What the exercise asks:
Output the lines that follow exactly as they are.
* Begin Available data *
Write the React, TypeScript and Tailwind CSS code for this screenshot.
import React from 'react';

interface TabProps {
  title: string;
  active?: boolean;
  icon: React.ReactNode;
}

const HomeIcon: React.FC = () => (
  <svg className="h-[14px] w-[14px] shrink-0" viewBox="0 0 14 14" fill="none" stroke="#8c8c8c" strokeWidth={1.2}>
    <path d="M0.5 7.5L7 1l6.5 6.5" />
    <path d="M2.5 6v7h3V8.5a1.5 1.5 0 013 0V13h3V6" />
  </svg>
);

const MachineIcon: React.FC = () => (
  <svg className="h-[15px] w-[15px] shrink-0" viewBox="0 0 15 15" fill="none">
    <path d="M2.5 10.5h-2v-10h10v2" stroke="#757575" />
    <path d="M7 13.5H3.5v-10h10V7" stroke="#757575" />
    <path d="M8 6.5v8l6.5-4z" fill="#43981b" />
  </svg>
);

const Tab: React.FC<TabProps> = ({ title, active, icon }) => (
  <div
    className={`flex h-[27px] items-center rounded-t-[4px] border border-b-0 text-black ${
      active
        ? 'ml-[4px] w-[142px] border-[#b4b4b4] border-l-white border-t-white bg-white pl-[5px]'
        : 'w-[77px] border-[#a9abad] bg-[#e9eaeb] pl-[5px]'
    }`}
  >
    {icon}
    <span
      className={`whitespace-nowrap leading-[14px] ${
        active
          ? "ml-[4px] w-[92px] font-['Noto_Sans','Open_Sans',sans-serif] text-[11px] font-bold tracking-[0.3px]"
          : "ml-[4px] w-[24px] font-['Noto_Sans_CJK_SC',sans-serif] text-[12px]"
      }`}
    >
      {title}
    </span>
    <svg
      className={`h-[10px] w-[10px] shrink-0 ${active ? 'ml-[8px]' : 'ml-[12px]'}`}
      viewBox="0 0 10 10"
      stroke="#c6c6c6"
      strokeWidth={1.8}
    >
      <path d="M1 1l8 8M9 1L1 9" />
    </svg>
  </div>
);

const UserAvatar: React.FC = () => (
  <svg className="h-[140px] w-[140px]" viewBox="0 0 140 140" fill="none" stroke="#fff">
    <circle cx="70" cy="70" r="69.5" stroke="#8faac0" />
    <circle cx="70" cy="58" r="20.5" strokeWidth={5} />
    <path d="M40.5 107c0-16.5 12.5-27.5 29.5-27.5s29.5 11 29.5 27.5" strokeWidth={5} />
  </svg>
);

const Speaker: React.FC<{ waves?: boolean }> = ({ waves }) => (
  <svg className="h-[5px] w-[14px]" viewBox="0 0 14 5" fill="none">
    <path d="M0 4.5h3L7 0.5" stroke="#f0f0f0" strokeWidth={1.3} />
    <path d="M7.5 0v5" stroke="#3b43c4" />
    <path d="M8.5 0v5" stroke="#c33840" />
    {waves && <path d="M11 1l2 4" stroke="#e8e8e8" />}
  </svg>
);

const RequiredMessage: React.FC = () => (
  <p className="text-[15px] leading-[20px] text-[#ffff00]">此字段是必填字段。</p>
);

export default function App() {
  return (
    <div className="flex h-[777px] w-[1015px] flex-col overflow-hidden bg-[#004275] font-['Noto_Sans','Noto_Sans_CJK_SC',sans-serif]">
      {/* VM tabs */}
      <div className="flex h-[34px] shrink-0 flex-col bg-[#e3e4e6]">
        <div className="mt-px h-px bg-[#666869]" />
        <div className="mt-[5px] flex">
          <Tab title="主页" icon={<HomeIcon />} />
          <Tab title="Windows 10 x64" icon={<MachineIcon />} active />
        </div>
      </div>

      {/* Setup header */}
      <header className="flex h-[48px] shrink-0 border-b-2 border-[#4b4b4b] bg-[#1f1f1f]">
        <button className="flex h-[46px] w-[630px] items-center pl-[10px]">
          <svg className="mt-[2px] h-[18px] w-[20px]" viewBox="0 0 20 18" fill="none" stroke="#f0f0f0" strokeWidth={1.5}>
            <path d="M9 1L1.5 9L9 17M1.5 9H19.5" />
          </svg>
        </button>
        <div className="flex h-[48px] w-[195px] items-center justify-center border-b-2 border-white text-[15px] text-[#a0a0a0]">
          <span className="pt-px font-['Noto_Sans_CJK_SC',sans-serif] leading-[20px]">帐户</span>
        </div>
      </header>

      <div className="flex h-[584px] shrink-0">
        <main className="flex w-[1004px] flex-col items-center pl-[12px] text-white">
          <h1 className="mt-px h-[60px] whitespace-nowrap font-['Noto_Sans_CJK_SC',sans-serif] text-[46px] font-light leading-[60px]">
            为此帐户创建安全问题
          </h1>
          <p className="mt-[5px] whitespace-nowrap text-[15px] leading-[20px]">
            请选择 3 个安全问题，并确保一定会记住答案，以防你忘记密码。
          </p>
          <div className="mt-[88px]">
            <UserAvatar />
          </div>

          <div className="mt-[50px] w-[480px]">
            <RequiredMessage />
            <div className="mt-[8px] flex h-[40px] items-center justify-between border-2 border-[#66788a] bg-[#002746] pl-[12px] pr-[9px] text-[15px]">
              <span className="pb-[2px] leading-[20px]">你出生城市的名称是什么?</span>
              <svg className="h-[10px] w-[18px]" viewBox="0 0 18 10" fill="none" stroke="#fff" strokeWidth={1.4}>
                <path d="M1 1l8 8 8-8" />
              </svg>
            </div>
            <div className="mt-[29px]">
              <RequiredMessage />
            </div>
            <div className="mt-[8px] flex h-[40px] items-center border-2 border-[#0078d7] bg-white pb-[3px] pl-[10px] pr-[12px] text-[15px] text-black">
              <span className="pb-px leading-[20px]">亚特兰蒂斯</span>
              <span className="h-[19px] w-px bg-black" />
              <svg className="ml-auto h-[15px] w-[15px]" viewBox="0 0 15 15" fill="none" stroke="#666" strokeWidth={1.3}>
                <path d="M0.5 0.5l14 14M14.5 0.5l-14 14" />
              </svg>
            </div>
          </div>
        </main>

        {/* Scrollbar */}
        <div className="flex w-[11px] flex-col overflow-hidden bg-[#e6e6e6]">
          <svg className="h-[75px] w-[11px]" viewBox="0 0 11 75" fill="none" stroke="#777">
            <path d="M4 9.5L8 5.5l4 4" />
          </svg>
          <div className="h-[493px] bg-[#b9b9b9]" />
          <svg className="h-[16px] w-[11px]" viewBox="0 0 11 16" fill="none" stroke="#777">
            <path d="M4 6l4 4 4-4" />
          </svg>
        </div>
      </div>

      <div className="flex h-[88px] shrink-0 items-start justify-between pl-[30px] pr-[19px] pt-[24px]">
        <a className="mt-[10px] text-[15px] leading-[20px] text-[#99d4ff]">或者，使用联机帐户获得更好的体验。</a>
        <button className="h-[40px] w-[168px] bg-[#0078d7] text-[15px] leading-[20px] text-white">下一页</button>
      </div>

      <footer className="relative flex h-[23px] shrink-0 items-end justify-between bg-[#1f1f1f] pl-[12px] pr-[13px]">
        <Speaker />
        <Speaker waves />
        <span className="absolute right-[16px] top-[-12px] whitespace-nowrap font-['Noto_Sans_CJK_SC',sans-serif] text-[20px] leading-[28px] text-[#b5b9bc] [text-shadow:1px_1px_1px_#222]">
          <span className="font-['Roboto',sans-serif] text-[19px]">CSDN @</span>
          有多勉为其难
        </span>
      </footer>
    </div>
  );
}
* End Available data *
Solution for this problem:
Write the React, TypeScript and Tailwind CSS code for this screenshot.
import React from 'react';

interface TabProps {
  title: string;
  active?: boolean;
  icon: React.ReactNode;
}

const HomeIcon: React.FC = () => (
  <svg className="h-[14px] w-[14px] shrink-0" viewBox="0 0 14 14" fill="none" stroke="#8c8c8c" strokeWidth={1.2}>
    <path d="M0.5 7.5L7 1l6.5 6.5" />
    <path d="M2.5 6v7h3V8.5a1.5 1.5 0 013 0V13h3V6" />
  </svg>
);

const MachineIcon: React.FC = () => (
  <svg className="h-[15px] w-[15px] shrink-0" viewBox="0 0 15 15" fill="none">
    <path d="M2.5 10.5h-2v-10h10v2" stroke="#757575" />
    <path d="M7 13.5H3.5v-10h10V7" stroke="#757575" />
    <path d="M8 6.5v8l6.5-4z" fill="#43981b" />
  </svg>
);

const Tab: React.FC<TabProps> = ({ title, active, icon }) => (
  <div
    className={`flex h-[27px] items-center rounded-t-[4px] border border-b-0 text-black ${
      active
        ? 'ml-[4px] w-[142px] border-[#b4b4b4] border-l-white border-t-white bg-white pl-[5px]'
        : 'w-[77px] border-[#a9abad] bg-[#e9eaeb] pl-[5px]'
    }`}
  >
    {icon}
    <span
      className={`whitespace-nowrap leading-[14px] ${
        active
          ? "ml-[4px] w-[92px] font-['Noto_Sans','Open_Sans',sans-serif] text-[11px] font-bold tracking-[0.3px]"
          : "ml-[4px] w-[24px] font-['Noto_Sans_CJK_SC',sans-serif] text-[12px]"
      }`}
    >
      {title}
    </span>
    <svg
      className={`h-[10px] w-[10px] shrink-0 ${active ? 'ml-[8px]' : 'ml-[12px]'}`}
      viewBox="0 0 10 10"
      stroke="#c6c6c6"
      strokeWidth={1.8}
    >
      <path d="M1 1l8 8M9 1L1 9" />
    </svg>
  </div>
);

const UserAvatar: React.FC = () => (
  <svg className="h-[140px] w-[140px]" viewBox="0 0 140 140" fill="none" stroke="#fff">
    <circle cx="70" cy="70" r="69.5" stroke="#8faac0" />
    <circle cx="70" cy="58" r="20.5" strokeWidth={5} />
    <path d="M40.5 107c0-16.5 12.5-27.5 29.5-27.5s29.5 11 29.5 27.5" strokeWidth={5} />
  </svg>
);

const Speaker: React.FC<{ waves?: boolean }> = ({ waves }) => (
  <svg className="h-[5px] w-[14px]" viewBox="0 0 14 5" fill="none">
    <path d="M0 4.5h3L7 0.5" stroke="#f0f0f0" strokeWidth={1.3} />
    <path d="M7.5 0v5" stroke="#3b43c4" />
    <path d="M8.5 0v5" stroke="#c33840" />
    {waves && <path d="M11 1l2 4" stroke="#e8e8e8" />}
  </svg>
);

const RequiredMessage: React.FC = () => (
  <p className="text-[15px] leading-[20px] text-[#ffff00]">此字段是必填字段。</p>
);

export default function App() {
  return (
    <div className="flex h-[777px] w-[1015px] flex-col overflow-hidden bg-[#004275] font-['Noto_Sans','Noto_Sans_CJK_SC',sans-serif]">
      {/* VM tabs */}
      <div className="flex h-[34px] shrink-0 flex-col bg-[#e3e4e6]">
        <div className="mt-px h-px bg-[#666869]" />
        <div className="mt-[5px] flex">
          <Tab title="主页" icon={<HomeIcon />} />
          <Tab title="Windows 10 x64" icon={<MachineIcon />} active />
        </div>
      </div>

      {/* Setup header */}
      <header className="flex h-[48px] shrink-0 border-b-2 border-[#4b4b4b] bg-[#1f1f1f]">
        <button className="flex h-[46px] w-[630px] items-center pl-[10px]">
          <svg className="mt-[2px] h-[18px] w-[20px]" viewBox="0 0 20 18" fill="none" stroke="#f0f0f0" strokeWidth={1.5}>
            <path d="M9 1L1.5 9L9 17M1.5 9H19.5" />
          </svg>
        </button>
        <div className="flex h-[48px] w-[195px] items-center justify-center border-b-2 border-white text-[15px] text-[#a0a0a0]">
          <span className="pt-px font-['Noto_Sans_CJK_SC',sans-serif] leading-[20px]">帐户</span>
        </div>
      </header>

      <div className="flex h-[584px] shrink-0">
        <main className="flex w-[1004px] flex-col items-center pl-[12px] text-white">
          <h1 className="mt-px h-[60px] whitespace-nowrap font-['Noto_Sans_CJK_SC',sans-serif] text-[46px] font-light leading-[60px]">
            为此帐户创建安全问题
          </h1>
          <p className="mt-[5px] whitespace-nowrap text-[15px] leading-[20px]">
            请选择 3 个安全问题，并确保一定会记住答案，以防你忘记密码。
          </p>
          <div className="mt-[88px]">
            <UserAvatar />
          </div>

          <div className="mt-[50px] w-[480px]">
            <RequiredMessage />
            <div className="mt-[8px] flex h-[40px] items-center justify-between border-2 border-[#66788a] bg-[#002746] pl-[12px] pr-[9px] text-[15px]">
              <span className="pb-[2px] leading-[20px]">你出生城市的名称是什么?</span>
              <svg className="h-[10px] w-[18px]" viewBox="0 0 18 10" fill="none" stroke="#fff" strokeWidth={1.4}>
                <path d="M1 1l8 8 8-8" />
              </svg>
            </div>
            <div className="mt-[29px]">
              <RequiredMessage />
            </div>
            <div className="mt-[8px] flex h-[40px] items-center border-2 border-[#0078d7] bg-white pb-[3px] pl-[10px] pr-[12px] text-[15px] text-black">
              <span className="pb-px leading-[20px]">亚特兰蒂斯</span>
              <span className="h-[19px] w-px bg-black" />
              <svg className="ml-auto h-[15px] w-[15px]" viewBox="0 0 15 15" fill="none" stroke="#666" strokeWidth={1.3}>
                <path d="M0.5 0.5l14 14M14.5 0.5l-14 14" />
              </svg>
            </div>
          </div>
        </main>

        {/* Scrollbar */}
        <div className="flex w-[11px] flex-col overflow-hidden bg-[#e6e6e6]">
          <svg className="h-[75px] w-[11px]" viewBox="0 0 11 75" fill="none" stroke="#777">
            <path d="M4 9.5L8 5.5l4 4" />
          </svg>
          <div className="h-[493px] bg-[#b9b9b9]" />
          <svg className="h-[16px] w-[11px]" viewBox="0 0 11 16" fill="none" stroke="#777">
            <path d="M4 6l4 4 4-4" />
          </svg>
        </div>
      </div>

      <div className="flex h-[88px] shrink-0 items-start justify-between pl-[30px] pr-[19px] pt-[24px]">
        <a className="mt-[10px] text-[15px] leading-[20px] text-[#99d4ff]">或者，使用联机帐户获得更好的体验。</a>
        <button className="h-[40px] w-[168px] bg-[#0078d7] text-[15px] leading-[20px] text-white">下一页</button>
      </div>

      <footer className="relative flex h-[23px] shrink-0 items-end justify-between bg-[#1f1f1f] pl-[12px] pr-[13px]">
        <Speaker />
        <Speaker waves />
        <span className="absolute right-[16px] top-[-12px] whitespace-nowrap font-['Noto_Sans_CJK_SC',sans-serif] text-[20px] leading-[28px] text-[#b5b9bc] [text-shadow:1px_1px_1px_#222]">
          <span className="font-['Roboto',sans-serif] text-[19px]">CSDN @</span>
          有多勉为其难
        </span>
      </footer>
    </div>
  );
}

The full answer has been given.